The ‘Jubilee Memorials of South Ceylon’ by Rev. Spence Hardy is considered by the Wesleyan Methodist Mission and historians as a historical narrative of the Methodist Mission during the period between 1814 and 1864. Rev. Hardy was the Chairman of the South Ceylon circuit and he says "The first school established in the island, by the mission, was at Galle". It is also the oldest Methodist Mission School in Asia. Mission records show that the second school established in Batticaloa was during early parts of August 1814. Thus apart from these two schools no other Mission schools were started in 1814. All other Methodist Mission schools were established later although several schools claim different years as their starting year.

The first school was an elementary school at the start and taught English, Arithmetic and scripture. As more and more students sought tuition from Rev. Clough several other schools were started in Galle.

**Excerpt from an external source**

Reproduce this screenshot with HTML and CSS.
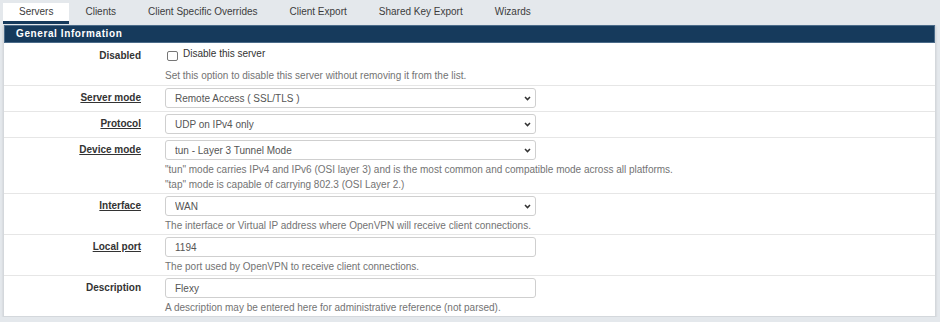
FILE: index.html
```html
<!DOCTYPE html>
<html lang="en">
<head>
  <meta charset="UTF-8">
  <meta name="viewport" content="width=device-width, initial-scale=1.0">
  <title>OpenVPN Servers</title>
  <link rel="stylesheet" href="styles.css">
</head>
<body>
  <ul class="tabs">
    <li class="tab active">Servers</li>
    <li class="tab">Clients</li>
    <li class="tab">Client Specific Overrides</li>
    <li class="tab">Client Export</li>
    <li class="tab">Shared Key Export</li>
    <li class="tab">Wizards</li>
  </ul>

  <div class="panel">
    <h2 class="panel-title">General Information</h2>

    <div class="row first">
      <span class="label">Disabled</span>
      <div class="field">
        <label class="check"><input type="checkbox"><span>Disable this server</span></label>
        <p class="help">Set this option to disable this server without removing it from the list.</p>
      </div>
    </div>

    <div class="row compact">
      <span class="label link">Server mode</span>
      <div class="field">
        <div class="select">
          <select><option>Remote Access ( SSL/TLS )</option></select>
          <svg class="caret" viewBox="0 0 7 5"><path d="M1 1 L3.5 3.6 L6 1"/></svg>
        </div>
      </div>
    </div>

    <div class="row compact">
      <span class="label link">Protocol</span>
      <div class="field">
        <div class="select">
          <select><option>UDP on IPv4 only</option></select>
          <svg class="caret" viewBox="0 0 7 5"><path d="M1 1 L3.5 3.6 L6 1"/></svg>
        </div>
      </div>
    </div>

    <div class="row">
      <span class="label link">Device mode</span>
      <div class="field">
        <div class="select">
          <select><option>tun - Layer 3 Tunnel Mode</option></select>
          <svg class="caret" viewBox="0 0 7 5"><path d="M1 1 L3.5 3.6 L6 1"/></svg>
        </div>
        <p class="help">"tun" mode carries IPv4 and IPv6 (OSI layer 3) and is the most common and compatible mode across all platforms.<br>"tap" mode is capable of carrying 802.3 (OSI Layer 2.)</p>
      </div>
    </div>

    <div class="row">
      <span class="label link">Interface</span>
      <div class="field">
        <div class="select">
          <select><option>WAN</option></select>
          <svg class="caret" viewBox="0 0 7 5"><path d="M1 1 L3.5 3.6 L6 1"/></svg>
        </div>
        <p class="help">The interface or Virtual IP address where OpenVPN will receive client connections.</p>
      </div>
    </div>

    <div class="row">
      <span class="label link">Local port</span>
      <div class="field">
        <input class="input" type="text" value="1194">
        <p class="help">The port used by OpenVPN to receive client connections.</p>
      </div>
    </div>

    <div class="row">
      <span class="label">Description</span>
      <div class="field">
        <input class="input" type="text" value="Flexy">
        <p class="help">A description may be entered here for administrative reference (not parsed).</p>
      </div>
    </div>
  </div>
</body>
</html>
```

FILE: styles.css
```css
* { margin: 0; padding: 0; box-sizing: border-box; }

body {
  font-family: "Liberation Sans", Arial, sans-serif;
  font-size: 10px;
  color: #333;
  background-color: #e4e8ec;
  padding: 3px 4px 0 3px;
  overflow: hidden;
}

/* tab strip */
.tabs {
  display: flex;
  list-style: none;
  margin-bottom: 1px;
}

.tab {
  padding: 0 16px;
  height: 21px;
  line-height: 18px;
  color: #3c3c3c;
  border-bottom: 3px solid transparent;
}

.tab.active {
  background-color: #fff;
  border-bottom-color: #163a5c;
}

/* panel */
.panel {
  background-color: #fff;
  border: 1px solid #d4d8dc;
  border-top: none;
  box-shadow: 0 1px 2px rgba(0, 0, 0, 0.12);
}

.panel-title {
  background-color: #163a5c;
  border: 1px solid #4b6b89;
  color: #fff;
  font-size: 10px;
  font-weight: bold;
  letter-spacing: 0.6px;
  line-height: 16px;
  padding: 0 11px;
}

.row {
  display: grid;
  grid-template-columns: 137px 1fr;
  column-gap: 24px;
  border-top: 1px solid #e6e6e6;
  padding: 2px 0 1px;
}

.row.first {
  border-top: none;
  padding: 3px 0 2px;
}

.row.compact {
  padding-bottom: 3px;
}

.label {
  text-align: right;
  font-weight: bold;
  line-height: 20px;
  color: #333;
}

.label.link {
  text-decoration: underline;
}

.help {
  margin-top: 2px;
  line-height: 15px;
  color: #737373;
}

/* checkbox line */
.check {
  display: flex;
  align-items: flex-start;
  height: 20px;
  color: #333;
}

.check input {
  appearance: none;
  width: 11px;
  height: 10px;
  margin: 5px 5px 0 2px;
  border: 1px solid #767676;
  border-radius: 2px;
  background-color: #fff;
}

.check span {
  line-height: 15px;
}

/* form controls */
.select {
  position: relative;
  width: 371px;
}

.select select,
.input {
  appearance: none;
  display: block;
  width: 371px;
  height: 20px;
  padding: 0 20px 0 9px;
  border: 1px solid #cfcfcf;
  border-radius: 3px;
  background-color: #fff;
  font-family: inherit;
  font-size: 10px;
  color: #555;
  outline: none;
}

.caret {
  position: absolute;
  right: 5px;
  top: 8px;
  width: 7px;
  height: 5px;
  fill: none;
  stroke: #333;
  stroke-width: 1.5;
  pointer-events: none;
}
```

Rev. Joseph Rippon took over the Galle affairs in 1850. Rev. Rippon from the outset sought to establish a college or a superior school in Galle. With the school operating from several locations it was not possible to have a superior school. Past quarterly journals of the

Methodist Mission show that in his correspondence reference being made to the school in Galle as an English Anglo-vernacular school. He was not happy with this situation as those who desired a higher education would leave the school to other schools.

In 1857 he found an ideal place to commence his dream school. It is said that it was his wish to have an industrial school, a school for boys and girls and a theological institution.

With this in mind and with great foresight he persuaded the mission in England to purchase the abandoned Seymour’s or Sillary’s Hill in Kumbalwella.

It was purchased by Dr. Robert Seymour Croxton Sillery, M.D. on a Crown grant in 1839 from the English Government with a view to have a farm and a coconut estate.

Mr. Rippon had his theological training at Richmond College in Surrey. Either out of love for his old College or because of the scenic splendour of the local counterpart, he renamed this place Richmond Hill – the beginning of the name Richmond in Galle. All the Methodist Mission schools in Galle including the one at Dickson Road were moved to the hill.

Rev. Rippon chose the highest point on the hill, got it levelled and had a house built on it. The treacherous foot paths gave way to a winding cart road.

Mr. Rippon indulged the hope that he would be able to establish an Industrial School and farm, and at the same time a High School for the boarding and educating of the sons of native headmen and respectable Burghers. It was also to be a Training College for school masters, catechists and native ministers.

In 1864 the Rev. George Baugh succeeded Mr. Rippon. Almost from the beginning he too pursued the idea of establishing a "superior" English School on Richmond Hill. Mr. Baugh’s reasons were mainly that the standard of English of the local Theological students and local ministers were going to waste. For these reasons he and his brethren made frequent representations to the Foreign Missions Committee of the Wesleyan Methodist Church in England about the necessity for such a school. As a result about "the desired school of a superior class in Point de Galle," the Committee in England resolved that, the establishment of such a school was a measure of the highest importance to the interest of the Mission in South Ceylon, and was delayed only by the lack of necessary funds. The latter’s application was however successful, and in 1875 the Galle school was sanctioned.

Among the most important business transacted at the meeting of missionaries of South Ceylon in the early months of 1876 in Colombo, was the recent development of the work in Galle. Owing to the zealous and persevering applications of Mr. Baugh the authorities in England had decided on the establishment of a Superior School for boys at Galle. The meeting also appointed the Rev. Samuel Langdon as the Principal of the school; thus in 1876 the former first Anglo-vernacular school was upgraded to "Galle High School". In 1882 the school was renamed Richmond College.

When Rev. Baugh was pursuing the idea of establishing a superior boy’s school he separated the girls section in 1871 and named it the "Whitfield Road Girl’s School". The Sabbath school by the same name in Liverpool, England was collecting money and sending it to Rev. Baugh to be applied towards women education. This school in Galle was upgraded to a superior status along with the upgrading of the Anglo-Vernacular school in 1876 and renamed Rippon Girls School. This girl’s school too has a long history as a part of the first school although the exact date when girls were enrolled is not known.

Richmond College has been taking 1876 as her year of birth which is incorrect. In 1876 it was Galle High School and it is in 1882 that it was renamed Richmond College.

The school has been known by the current name for 130 years, as the Galle High School for 6 years and as the Anglo-Vernacular school, Richmond Hill Institution, Wesleyan Boys School and various other names for another 62 years. The school is completing 198 years of existence in July this year.

Richmond has produced several notable old boys over the years. The present President, the Speaker of the House and their father all studied at Richmond. Their maternal grandfather too studied at the former school. Richmond produced the first Prime Minister from the Southern Province and also several parliamentarians. The father of free education in Sri Lanka too is a product of the College. Richmond can be proud of the fact that the school has given the country several judicial officers including Superior court judges and a Chief Justice, an internationally renowned legal personality of the United Nation, Diplomats, many eminent male and female doctors, engineers, educationists, several international athletes, Test cricketers and other sportsmen.

In the year 2014 Richmond along with the Methodist Mission and the Methodist Central School in Batticaloa will be completing 200 years.